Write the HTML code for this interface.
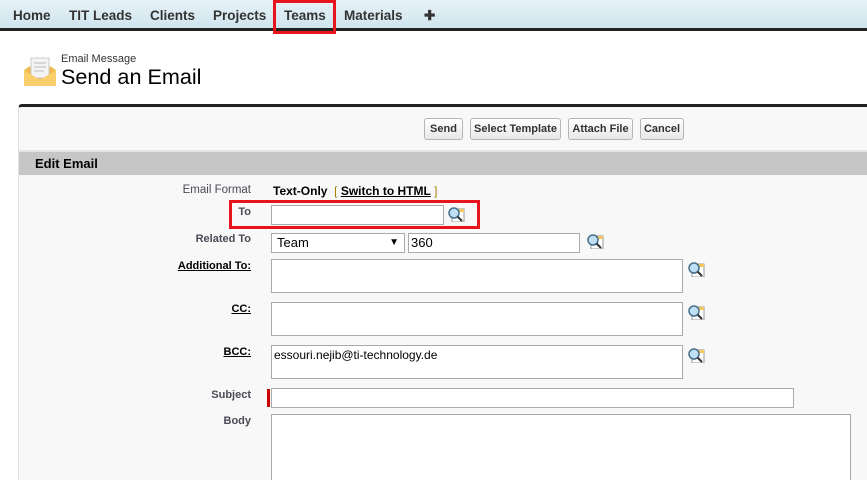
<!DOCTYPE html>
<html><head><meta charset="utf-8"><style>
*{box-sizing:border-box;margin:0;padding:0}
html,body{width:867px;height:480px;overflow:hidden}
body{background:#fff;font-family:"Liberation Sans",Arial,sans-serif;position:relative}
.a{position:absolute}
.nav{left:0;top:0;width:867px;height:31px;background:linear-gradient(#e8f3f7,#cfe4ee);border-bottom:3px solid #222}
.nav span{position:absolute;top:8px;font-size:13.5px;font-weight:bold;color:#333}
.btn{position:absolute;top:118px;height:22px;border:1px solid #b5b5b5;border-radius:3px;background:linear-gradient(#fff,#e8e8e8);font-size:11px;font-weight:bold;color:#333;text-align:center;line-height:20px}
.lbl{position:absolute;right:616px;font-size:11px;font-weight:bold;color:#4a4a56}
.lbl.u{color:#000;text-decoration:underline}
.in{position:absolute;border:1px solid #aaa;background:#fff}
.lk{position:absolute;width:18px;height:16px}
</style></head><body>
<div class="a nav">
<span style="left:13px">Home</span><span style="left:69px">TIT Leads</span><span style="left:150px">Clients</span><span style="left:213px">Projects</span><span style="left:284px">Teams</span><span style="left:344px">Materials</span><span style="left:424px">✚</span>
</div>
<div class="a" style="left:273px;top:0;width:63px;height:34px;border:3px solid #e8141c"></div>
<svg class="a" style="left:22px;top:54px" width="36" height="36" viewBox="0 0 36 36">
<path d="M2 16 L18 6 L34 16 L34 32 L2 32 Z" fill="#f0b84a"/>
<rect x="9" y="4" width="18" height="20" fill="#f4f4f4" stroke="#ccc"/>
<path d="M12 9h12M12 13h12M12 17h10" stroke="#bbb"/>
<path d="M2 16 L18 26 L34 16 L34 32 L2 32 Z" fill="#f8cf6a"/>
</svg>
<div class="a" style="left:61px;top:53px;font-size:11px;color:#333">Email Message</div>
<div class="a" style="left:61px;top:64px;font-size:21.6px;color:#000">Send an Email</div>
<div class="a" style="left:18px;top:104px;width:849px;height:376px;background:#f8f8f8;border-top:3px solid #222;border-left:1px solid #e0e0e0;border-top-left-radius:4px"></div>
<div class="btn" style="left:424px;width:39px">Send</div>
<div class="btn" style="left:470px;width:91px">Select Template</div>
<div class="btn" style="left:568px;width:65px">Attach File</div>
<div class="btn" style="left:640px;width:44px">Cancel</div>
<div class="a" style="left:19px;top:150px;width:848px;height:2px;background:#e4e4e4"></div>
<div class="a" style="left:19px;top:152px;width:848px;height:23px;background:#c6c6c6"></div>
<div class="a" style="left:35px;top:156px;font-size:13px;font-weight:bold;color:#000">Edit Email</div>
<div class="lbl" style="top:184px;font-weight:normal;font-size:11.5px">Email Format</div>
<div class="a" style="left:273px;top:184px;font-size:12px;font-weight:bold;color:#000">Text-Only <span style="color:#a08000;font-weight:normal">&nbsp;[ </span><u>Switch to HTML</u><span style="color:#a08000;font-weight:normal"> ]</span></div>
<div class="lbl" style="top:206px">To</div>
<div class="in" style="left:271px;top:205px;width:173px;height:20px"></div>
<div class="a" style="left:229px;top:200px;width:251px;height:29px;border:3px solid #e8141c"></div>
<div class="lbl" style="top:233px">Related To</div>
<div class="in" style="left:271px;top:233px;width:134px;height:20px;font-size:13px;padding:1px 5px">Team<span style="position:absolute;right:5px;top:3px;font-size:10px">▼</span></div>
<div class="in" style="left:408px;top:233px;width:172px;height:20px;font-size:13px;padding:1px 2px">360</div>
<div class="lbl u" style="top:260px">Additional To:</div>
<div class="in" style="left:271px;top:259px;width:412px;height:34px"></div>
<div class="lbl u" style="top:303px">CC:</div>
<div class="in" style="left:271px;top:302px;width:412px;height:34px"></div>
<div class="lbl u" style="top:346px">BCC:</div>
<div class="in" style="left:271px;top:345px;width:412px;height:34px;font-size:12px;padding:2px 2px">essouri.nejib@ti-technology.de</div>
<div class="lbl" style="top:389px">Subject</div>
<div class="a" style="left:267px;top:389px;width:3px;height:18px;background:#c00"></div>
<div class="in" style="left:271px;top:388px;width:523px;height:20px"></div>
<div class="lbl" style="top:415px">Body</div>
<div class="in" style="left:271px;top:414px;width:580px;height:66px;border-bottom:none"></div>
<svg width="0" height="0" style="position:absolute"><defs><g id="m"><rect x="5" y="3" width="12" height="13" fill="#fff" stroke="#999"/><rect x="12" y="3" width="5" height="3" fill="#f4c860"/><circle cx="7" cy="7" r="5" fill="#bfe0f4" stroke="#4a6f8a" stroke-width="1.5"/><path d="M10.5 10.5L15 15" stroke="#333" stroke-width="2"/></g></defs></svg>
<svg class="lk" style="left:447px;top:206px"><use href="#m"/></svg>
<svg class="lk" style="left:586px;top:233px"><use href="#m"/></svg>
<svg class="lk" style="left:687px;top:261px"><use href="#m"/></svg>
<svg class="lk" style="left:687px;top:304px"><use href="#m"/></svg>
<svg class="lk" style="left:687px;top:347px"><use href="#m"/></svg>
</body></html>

· · ·

Give the data again exactly as written, with all pictures left out.

**Exercise answer**
Write the HTML code for this interface.
<!DOCTYPE html>
<html><head><meta charset="utf-8"><style>
*{box-sizing:border-box;margin:0;padding:0}
html,body{width:867px;height:480px;overflow:hidden}
body{background:#fff;font-family:"Liberation Sans",Arial,sans-serif;position:relative}
.a{position:absolute}
.nav{left:0;top:0;width:867px;height:31px;background:linear-gradient(#e8f3f7,#cfe4ee);border-bottom:3px solid #222}
.nav span{position:absolute;top:8px;font-size:13.5px;font-weight:bold;color:#333}
.btn{position:absolute;top:118px;height:22px;border:1px solid #b5b5b5;border-radius:3px;background:linear-gradient(#fff,#e8e8e8);font-size:11px;font-weight:bold;color:#333;text-align:center;line-height:20px}
.lbl{position:absolute;right:616px;font-size:11px;font-weight:bold;color:#4a4a56}
.lbl.u{color:#000;text-decoration:underline}
.in{position:absolute;border:1px solid #aaa;background:#fff}
.lk{position:absolute;width:18px;height:16px}
</style></head><body>
<div class="a nav">
<span style="left:13px">Home</span><span style="left:69px">TIT Leads</span><span style="left:150px">Clients</span><span style="left:213px">Projects</span><span style="left:284px">Teams</span><span style="left:344px">Materials</span><span style="left:424px">✚</span>
</div>
<div class="a" style="left:273px;top:0;width:63px;height:34px;border:3px solid #e8141c"></div>
<svg class="a" style="left:22px;top:54px" width="36" height="36" viewBox="0 0 36 36">
<path d="M2 16 L18 6 L34 16 L34 32 L2 32 Z" fill="#f0b84a"/>
<rect x="9" y="4" width="18" height="20" fill="#f4f4f4" stroke="#ccc"/>
<path d="M12 9h12M12 13h12M12 17h10" stroke="#bbb"/>
<path d="M2 16 L18 26 L34 16 L34 32 L2 32 Z" fill="#f8cf6a"/>
</svg>
<div class="a" style="left:61px;top:53px;font-size:11px;color:#333">Email Message</div>
<div class="a" style="left:61px;top:64px;font-size:21.6px;color:#000">Send an Email</div>
<div class="a" style="left:18px;top:104px;width:849px;height:376px;background:#f8f8f8;border-top:3px solid #222;border-left:1px solid #e0e0e0;border-top-left-radius:4px"></div>
<div class="btn" style="left:424px;width:39px">Send</div>
<div class="btn" style="left:470px;width:91px">Select Template</div>
<div class="btn" style="left:568px;width:65px">Attach File</div>
<div class="btn" style="left:640px;width:44px">Cancel</div>
<div class="a" style="left:19px;top:150px;width:848px;height:2px;background:#e4e4e4"></div>
<div class="a" style="left:19px;top:152px;width:848px;height:23px;background:#c6c6c6"></div>
<div class="a" style="left:35px;top:156px;font-size:13px;font-weight:bold;color:#000">Edit Email</div>
<div class="lbl" style="top:184px;font-weight:normal;font-size:11.5px">Email Format</div>
<div class="a" style="left:273px;top:184px;font-size:12px;font-weight:bold;color:#000">Text-Only <span style="color:#a08000;font-weight:normal">&nbsp;[ </span><u>Switch to HTML</u><span style="color:#a08000;font-weight:normal"> ]</span></div>
<div class="lbl" style="top:206px">To</div>
<div class="in" style="left:271px;top:205px;width:173px;height:20px"></div>
<div class="a" style="left:229px;top:200px;width:251px;height:29px;border:3px solid #e8141c"></div>
<div class="lbl" style="top:233px">Related To</div>
<div class="in" style="left:271px;top:233px;width:134px;height:20px;font-size:13px;padding:1px 5px">Team<span style="position:absolute;right:5px;top:3px;font-size:10px">▼</span></div>
<div class="in" style="left:408px;top:233px;width:172px;height:20px;font-size:13px;padding:1px 2px">360</div>
<div class="lbl u" style="top:260px">Additional To:</div>
<div class="in" style="left:271px;top:259px;width:412px;height:34px"></div>
<div class="lbl u" style="top:303px">CC:</div>
<div class="in" style="left:271px;top:302px;width:412px;height:34px"></div>
<div class="lbl u" style="top:346px">BCC:</div>
<div class="in" style="left:271px;top:345px;width:412px;height:34px;font-size:12px;padding:2px 2px">essouri.nejib@ti-technology.de</div>
<div class="lbl" style="top:389px">Subject</div>
<div class="a" style="left:267px;top:389px;width:3px;height:18px;background:#c00"></div>
<div class="in" style="left:271px;top:388px;width:523px;height:20px"></div>
<div class="lbl" style="top:415px">Body</div>
<div class="in" style="left:271px;top:414px;width:580px;height:66px;border-bottom:none"></div>
<svg width="0" height="0" style="position:absolute"><defs><g id="m"><rect x="5" y="3" width="12" height="13" fill="#fff" stroke="#999"/><rect x="12" y="3" width="5" height="3" fill="#f4c860"/><circle cx="7" cy="7" r="5" fill="#bfe0f4" stroke="#4a6f8a" stroke-width="1.5"/><path d="M10.5 10.5L15 15" stroke="#333" stroke-width="2"/></g></defs></svg>
<svg class="lk" style="left:447px;top:206px"><use href="#m"/></svg>
<svg class="lk" style="left:586px;top:233px"><use href="#m"/></svg>
<svg class="lk" style="left:687px;top:261px"><use href="#m"/></svg>
<svg class="lk" style="left:687px;top:304px"><use href="#m"/></svg>
<svg class="lk" style="left:687px;top:347px"><use href="#m"/></svg>
</body></html>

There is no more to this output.